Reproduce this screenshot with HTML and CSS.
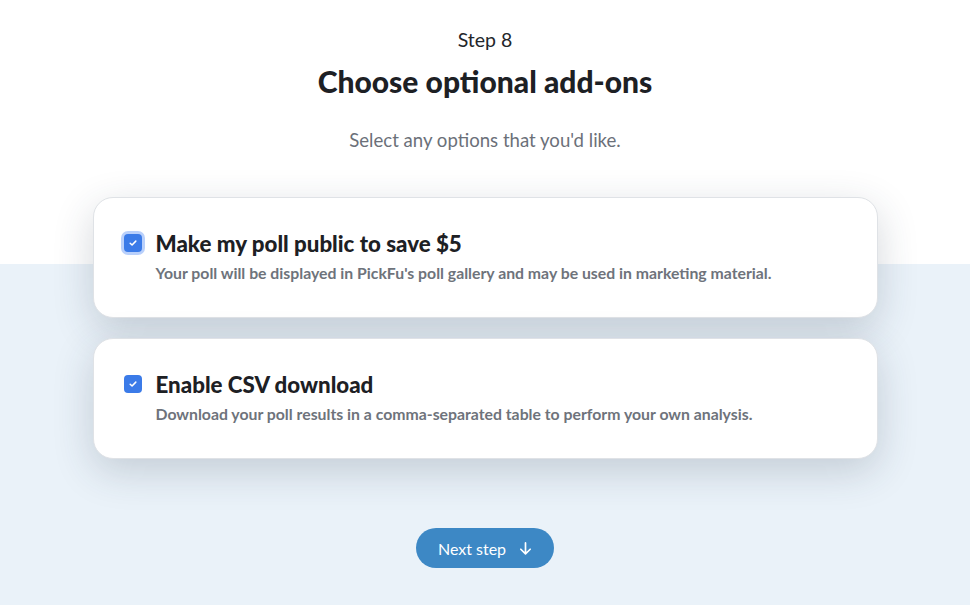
FILE: index.html
```html
<!DOCTYPE html>
<html>
<head>
<meta charset="utf-8">
<link rel="stylesheet" href="styles.css">
</head>
<body>
<main class="page">
  <header class="intro">
    <div class="step">Step 8</div>
    <h1 class="title">Choose optional add-ons</h1>
    <p class="subtitle">Select any options that you'd like.</p>
  </header>
  <section class="options">
    <label class="card">
      <span class="check focused">
        <svg viewBox="0 0 16 16" width="10" height="10"><path d="M3.5 8.5l3 2.8 6-6.3" fill="none" stroke="#fff" stroke-width="2.4" stroke-linecap="round" stroke-linejoin="round"/></svg>
      </span>
      <span class="card-text">
        <span class="card-title">Make my poll public to save $5</span>
        <span class="card-desc">Your poll will be displayed in PickFu's poll gallery and may be used in marketing material.</span>
      </span>
    </label>
    <label class="card">
      <span class="check">
        <svg viewBox="0 0 16 16" width="10" height="10"><path d="M3.5 8.5l3 2.8 6-6.3" fill="none" stroke="#fff" stroke-width="2.4" stroke-linecap="round" stroke-linejoin="round"/></svg>
      </span>
      <span class="card-text">
        <span class="card-title">Enable CSV download</span>
        <span class="card-desc">Download your poll results in a comma-separated table to perform your own analysis.</span>
      </span>
    </label>
  </section>
  <div class="actions">
    <button class="next">Next step
      <svg viewBox="0 0 16 16" width="15" height="15"><path d="M8 2v11.5M3 8.8l5 4.9 5-4.9" fill="none" stroke="#fff" stroke-width="1.8" stroke-linecap="round" stroke-linejoin="round"/></svg>
    </button>
  </div>
</main>
</body>
</html>
```
FILE: styles.css
```css
* { box-sizing: border-box; }
html, body { margin: 0; padding: 0; }
body {
  width: 970px;
  height: 605px;
  overflow: hidden;
  font-family: Lato, "Liberation Sans", sans-serif;
  background: linear-gradient(#ffffff 0, #ffffff 264px, #eaf2f9 264px);
}
.page {
  display: flex;
  flex-direction: column;
  align-items: center;
}
.intro {
  display: flex;
  flex-direction: column;
  align-items: center;
  padding-top: 27px;
}
.step {
  font-size: 19.5px;
  line-height: 26px;
  color: #23262a;
}
.title {
  margin: 10px 0 0;
  font-size: 30px;
  line-height: 36px;
  font-weight: 900;
  color: #1d2024;
}
.subtitle {
  margin: 29px 0 0;
  font-size: 18.6px;
  line-height: 24px;
  color: #6b7079;
}
.options {
  margin-top: 45px;
  display: flex;
  flex-direction: column;
  gap: 20px;
}
.card {
  width: 785px;
  height: 121px;
  background: #fff;
  border: 1px solid #dfe2e6;
  border-radius: 20px;
  box-shadow: 0 12px 40px rgba(40, 55, 75, 0.20);
  display: flex;
  align-items: flex-start;
  padding: 34px 30px 0 30px;
  gap: 14px;
}
.check {
  flex: none;
  width: 18px;
  height: 18px;
  margin-top: 2px;
  border-radius: 4px;
  background: #3b7be8;
  display: flex;
  align-items: center;
  justify-content: center;
}
.check.focused {
  box-shadow: 0 0 0 3px #b9d0fb;
}
.card-text {
  display: flex;
  flex-direction: column;
}
.card-title {
  font-size: 22.3px;
  line-height: 24px;
  font-weight: 900;
  color: #1d2024;
}
.card-desc {
  margin-top: 7px;
  font-size: 15.8px;
  line-height: 20px;
  font-weight: 700;
  color: #6e737b;
}
.actions {
  margin-top: 69px;
}
.next {
  height: 40px;
  padding: 0 21px 0 22px;
  border: none;
  border-radius: 20px;
  background: #3d88c5;
  color: #fff;
  font-family: Lato, "Liberation Sans", sans-serif;
  font-size: 16px;
  display: flex;
  align-items: center;
  gap: 12px;
}
```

### WHAT THE TASK ASKS
Pictures are to be left out; repeat all the remaining data exactly.

### TASK RESPONSE
Reproduce this screenshot with HTML and CSS.
FILE: index.html
```html
<!DOCTYPE html>
<html>
<head>
<meta charset="utf-8">
<link rel="stylesheet" href="styles.css">
</head>
<body>
<main class="page">
  <header class="intro">
    <div class="step">Step 8</div>
    <h1 class="title">Choose optional add-ons</h1>
    <p class="subtitle">Select any options that you'd like.</p>
  </header>
  <section class="options">
    <label class="card">
      <span class="check focused">
        <svg viewBox="0 0 16 16" width="10" height="10"><path d="M3.5 8.5l3 2.8 6-6.3" fill="none" stroke="#fff" stroke-width="2.4" stroke-linecap="round" stroke-linejoin="round"/></svg>
      </span>
      <span class="card-text">
        <span class="card-title">Make my poll public to save $5</span>
        <span class="card-desc">Your poll will be displayed in PickFu's poll gallery and may be used in marketing material.</span>
      </span>
    </label>
    <label class="card">
      <span class="check">
        <svg viewBox="0 0 16 16" width="10" height="10"><path d="M3.5 8.5l3 2.8 6-6.3" fill="none" stroke="#fff" stroke-width="2.4" stroke-linecap="round" stroke-linejoin="round"/></svg>
      </span>
      <span class="card-text">
        <span class="card-title">Enable CSV download</span>
        <span class="card-desc">Download your poll results in a comma-separated table to perform your own analysis.</span>
      </span>
    </label>
  </section>
  <div class="actions">
    <button class="next">Next step
      <svg viewBox="0 0 16 16" width="15" height="15"><path d="M8 2v11.5M3 8.8l5 4.9 5-4.9" fill="none" stroke="#fff" stroke-width="1.8" stroke-linecap="round" stroke-linejoin="round"/></svg>
    </button>
  </div>
</main>
</body>
</html>
```
FILE: styles.css
```css
* { box-sizing: border-box; }
html, body { margin: 0; padding: 0; }
body {
  width: 970px;
  height: 605px;
  overflow: hidden;
  font-family: Lato, "Liberation Sans", sans-serif;
  background: linear-gradient(#ffffff 0, #ffffff 264px, #eaf2f9 264px);
}
.page {
  display: flex;
  flex-direction: column;
  align-items: center;
}
.intro {
  display: flex;
  flex-direction: column;
  align-items: center;
  padding-top: 27px;
}
.step {
  font-size: 19.5px;
  line-height: 26px;
  color: #23262a;
}
.title {
  margin: 10px 0 0;
  font-size: 30px;
  line-height: 36px;
  font-weight: 900;
  color: #1d2024;
}
.subtitle {
  margin: 29px 0 0;
  font-size: 18.6px;
  line-height: 24px;
  color: #6b7079;
}
.options {
  margin-top: 45px;
  display: flex;
  flex-direction: column;
  gap: 20px;
}
.card {
  width: 785px;
  height: 121px;
  background: #fff;
  border: 1px solid #dfe2e6;
  border-radius: 20px;
  box-shadow: 0 12px 40px rgba(40, 55, 75, 0.20);
  display: flex;
  align-items: flex-start;
  padding: 34px 30px 0 30px;
  gap: 14px;
}
.check {
  flex: none;
  width: 18px;
  height: 18px;
  margin-top: 2px;
  border-radius: 4px;
  background: #3b7be8;
  display: flex;
  align-items: center;
  justify-content: center;
}
.check.focused {
  box-shadow: 0 0 0 3px #b9d0fb;
}
.card-text {
  display: flex;
  flex-direction: column;
}
.card-title {
  font-size: 22.3px;
  line-height: 24px;
  font-weight: 900;
  color: #1d2024;
}
.card-desc {
  margin-top: 7px;
  font-size: 15.8px;
  line-height: 20px;
  font-weight: 700;
  color: #6e737b;
}
.actions {
  margin-top: 69px;
}
.next {
  height: 40px;
  padding: 0 21px 0 22px;
  border: none;
  border-radius: 20px;
  background: #3d88c5;
  color: #fff;
  font-family: Lato, "Liberation Sans", sans-serif;
  font-size: 16px;
  display: flex;
  align-items: center;
  gap: 12px;
}
```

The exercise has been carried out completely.